THE HOUSES OF GRAAFF – REINET

STOEP STORIES - TALES FROM THE KAROO
Published by the Graaff-Reinet Heritage Society 

BY John Parsons

Visitors to Graaff – Reinet become immediately aware of the quite distinctive character of most of the old houses in the town. Over a long period subsequent to the establishment fo the village some grand houses were built but in the first few decades a particular karoo type of dweling was popular and common. This was the single storey flat roofed type of house of which examples can still be seen.  It seems that this type of architecture was originally influenced by and modelled upon what existed at the Cape Naturally modifications and adaptations followed but the ground plans were very similar.

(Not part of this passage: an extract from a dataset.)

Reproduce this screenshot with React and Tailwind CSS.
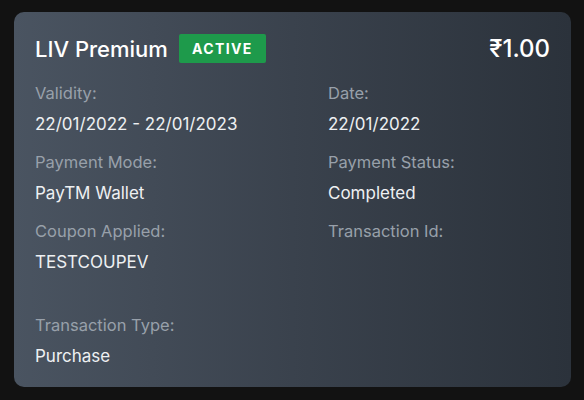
export default function App() {
  const Field = ({ label, value, className = "" }) => (
    <div className={`flex flex-col ${className}`}>
      <span className="text-[16.5px] leading-[20px] text-[#98a0aa]">{label}</span>
      <span className="mt-[11px] text-[17px] leading-[20px] text-[#eef0f2]">{value}</span>
    </div>
  );

  return (
    <div
      className="w-[584px] h-[400px] bg-[#121212] pt-[12px] pl-[14px]"
      style={{ fontFamily: "Inter, 'Noto Sans', sans-serif" }}
    >
      <div className="w-[557px] h-[375px] rounded-[10px] bg-gradient-to-r from-[#4a5461] via-[#3a424d] to-[#2b323b] px-[21px] pt-[22px]">
        <div className="flex items-center justify-between">
          <div className="flex items-center gap-[11px]">
            <span className="text-[22px] leading-[28px] font-medium text-white">LIV Premium</span>
            <span className="bg-[#1e9a4b] rounded-[2px] px-[13px] h-[29px] flex items-center text-[14px] font-bold tracking-[1.4px] text-white">
              ACTIVE
            </span>
          </div>
          <span className="text-[24px] leading-[28px] font-medium text-white">₹1.00</span>
        </div>
        <div className="grid grid-cols-[293px_1fr] mt-[20px] gap-y-[18px]">
          <Field label="Validity:" value="22/01/2022 - 22/01/2023" />
          <Field label="Date:" value="22/01/2022" />
          <Field label="Payment Mode:" value="PayTM Wallet" />
          <Field label="Payment Status:" value="Completed" />
          <Field label="Coupon Applied:" value="TESTCOUPEV" />
          <div className="flex flex-col">
            <span className="text-[16.5px] leading-[20px] text-[#98a0aa]">Transaction Id:</span>
            <span className="h-[64px]"></span>
          </div>
          <Field label="Transaction Type:" value="Purchase" className="-mt-[8px]" />
        </div>
      </div>
    </div>
  );
}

The building style which evolved was eminently suited to the Graaff – Reinetter’s material and environmental conditions. Most of them owned small vineyards in the town and notwithstanding the quality and popularity of their karoo brandy they were not well off. Since the village was so far from Cape Town where skilled artisans were available or where semi-skilled slaves could build with not much supervision the inhabitants of Graaff – Reinet had largely to plan and fend for themselves.  Timber forests did not exist in the Karoo and reeds suitable for thatching were scarce. Burchell recorded in 1812 that all planks and the larger beams were fetched from a long distance. These were cut in the Baviaanskloof south –east of WIllowmore and in the Bosberg at Somerset East.  The pitched and thatched roof construction familiar at the Cape was an impossibility for the ordinary citizen of Graaff – Reinet. Consequently for the greater part houses were of the single storey flat roofed type. Nevertheless in the town these symmetrical square designed and flat roofed constructions retain their old world charm and contribute considerably to the uniqueness of the town’s atmosphere.

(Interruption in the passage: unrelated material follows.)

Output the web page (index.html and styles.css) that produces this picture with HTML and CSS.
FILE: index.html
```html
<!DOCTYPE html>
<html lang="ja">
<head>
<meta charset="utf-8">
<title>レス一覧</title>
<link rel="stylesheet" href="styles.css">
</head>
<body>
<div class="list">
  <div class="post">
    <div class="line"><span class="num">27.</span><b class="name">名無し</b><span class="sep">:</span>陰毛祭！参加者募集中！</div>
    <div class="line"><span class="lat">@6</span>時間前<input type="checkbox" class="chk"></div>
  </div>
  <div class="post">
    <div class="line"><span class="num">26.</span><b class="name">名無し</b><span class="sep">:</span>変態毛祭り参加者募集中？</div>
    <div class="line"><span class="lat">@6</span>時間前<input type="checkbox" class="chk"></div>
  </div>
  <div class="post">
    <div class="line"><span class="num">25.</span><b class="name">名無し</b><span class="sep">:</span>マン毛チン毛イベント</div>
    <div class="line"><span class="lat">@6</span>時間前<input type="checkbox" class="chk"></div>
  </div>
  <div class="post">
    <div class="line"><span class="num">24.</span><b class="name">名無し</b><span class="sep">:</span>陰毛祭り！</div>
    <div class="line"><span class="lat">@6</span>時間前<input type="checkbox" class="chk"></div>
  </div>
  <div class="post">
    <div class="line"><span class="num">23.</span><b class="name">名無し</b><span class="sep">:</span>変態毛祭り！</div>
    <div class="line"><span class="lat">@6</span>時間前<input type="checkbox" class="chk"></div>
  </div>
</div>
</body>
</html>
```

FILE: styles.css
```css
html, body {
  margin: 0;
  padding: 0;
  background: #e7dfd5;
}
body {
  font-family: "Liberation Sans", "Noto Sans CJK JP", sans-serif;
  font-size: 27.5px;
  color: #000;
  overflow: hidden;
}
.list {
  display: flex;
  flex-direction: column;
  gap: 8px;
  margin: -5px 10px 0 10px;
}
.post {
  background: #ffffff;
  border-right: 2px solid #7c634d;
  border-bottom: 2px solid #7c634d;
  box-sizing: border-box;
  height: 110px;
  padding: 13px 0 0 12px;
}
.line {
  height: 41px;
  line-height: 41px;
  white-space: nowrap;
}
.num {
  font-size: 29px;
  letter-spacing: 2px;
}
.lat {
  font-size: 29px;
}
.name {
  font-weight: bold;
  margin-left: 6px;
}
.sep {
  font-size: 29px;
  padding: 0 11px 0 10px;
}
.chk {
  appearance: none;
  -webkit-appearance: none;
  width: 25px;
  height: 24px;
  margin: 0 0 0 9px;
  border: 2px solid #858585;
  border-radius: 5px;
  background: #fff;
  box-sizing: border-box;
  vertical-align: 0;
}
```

A feature of the houses even then was thick walls plastered and whitewashed with high ceilings inside and solid shutters on the windows to shut out the summer heat. The ceilings were made o fa mud layer of about 150mm thick supported on a reed or slat base floors were mostly” misvloer” a mixture of cow dung and clay or “perkepit “made by embedding peach stones in the” misvloer” and colouring and polishing this with ox – blood.

While it is not possible to determine with accuracy the date of all flat roofed houses in town probably only the best constructed have survived. Some of the older dwellings were very poorly built. It is true however that the architecture was climatically adaptable even though only crude materials and relatively primitive building techniques were used.

It is also true that here was a definite and determined attempt (albeit probably an unconscious one) to achieve a stylistic and aesthetic unity in a local style in an isolated part of the country. As can still be seen today rich and poor alike were able to adapt the basic plan to their own requirements. Some years ago in the oldest streets in town Church and Cradock Street rows of cottages could still be seen bordering on the street water furrow (some still exist now) a probable reason for this clustering was the fear of an attack by hostile tribes. The last of these attacks which did not reach Graaff – Reinet took place in 1825 but the fear and the memory is long lived.